══ Given information ══

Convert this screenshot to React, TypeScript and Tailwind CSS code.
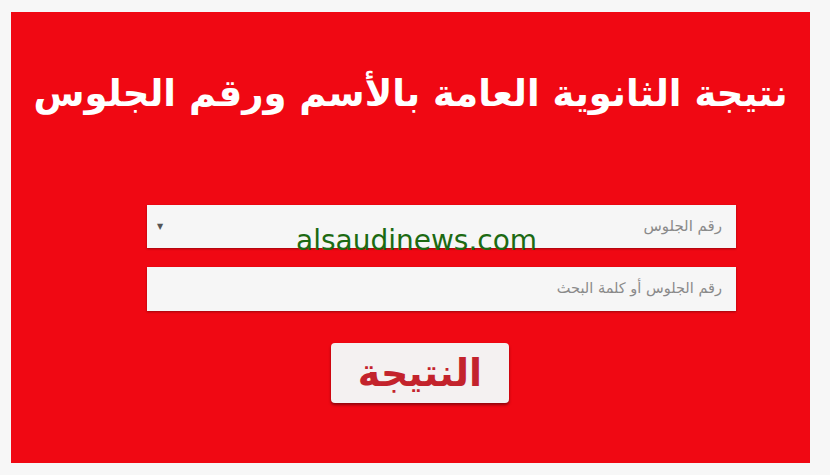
import React from "react";

export default function App() {
  return (
    <div className="w-[830px] h-[475px] bg-[#f7f7f7] pt-[12px] pl-[11px]" style={{ fontFamily: '"DejaVu Sans", sans-serif' }}>
      <div className="relative w-[799px] h-[451px] bg-[#f00813] flex flex-col">
        <div dir="rtl" className="mt-[58px] self-center text-white font-bold text-[37px] leading-[48px] whitespace-nowrap">
          نتيجة الثانوية العامة بالأسم ورقم الجلوس
        </div>
        <div className="mt-[87px] ml-[136px] w-[589px] flex flex-col gap-[19px]">
          <div dir="rtl" className="h-[43px] bg-[#f6f6f6] shadow-[0_1px_2px_rgba(0,0,0,0.35)] flex items-center justify-between pr-[14px] pl-[10px]">
            <span className="text-[15px] text-[#8a8a8a]">رقم الجلوس</span>
            <span className="text-[8px] text-[#555]">▼</span>
          </div>
          <div dir="rtl" className="h-[44px] bg-[#f6f6f6] shadow-[0_1px_2px_rgba(0,0,0,0.35)] flex items-center pr-[14px]">
            <span className="text-[14.5px] text-[#8a8a8a]">رقم الجلوس أو كلمة البحث</span>
          </div>
        </div>
        <div className="mt-[32px] ml-[320px] w-[178px] h-[60px] bg-[#f4f1f1] rounded-[4px] shadow-[0_2px_3px_rgba(0,0,0,0.4)] flex items-center justify-center">
          <span dir="rtl" className="text-[#c3232c] font-bold text-[38px] leading-none">النتيجة</span>
        </div>
        <div className="absolute left-[285px] top-[211px] text-[#1c6a12] text-[28px] leading-[36px] whitespace-nowrap">
          alsaudinews.com
        </div>
      </div>
    </div>
  );
}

═══

▸ **Task details**
Write out each line of the listing above, exactly, from its first line to the line holding "import React from", inclusive. Skip the pictures.

▸ **Task response**
Convert this screenshot to React, TypeScript and Tailwind CSS code.
import React from "react";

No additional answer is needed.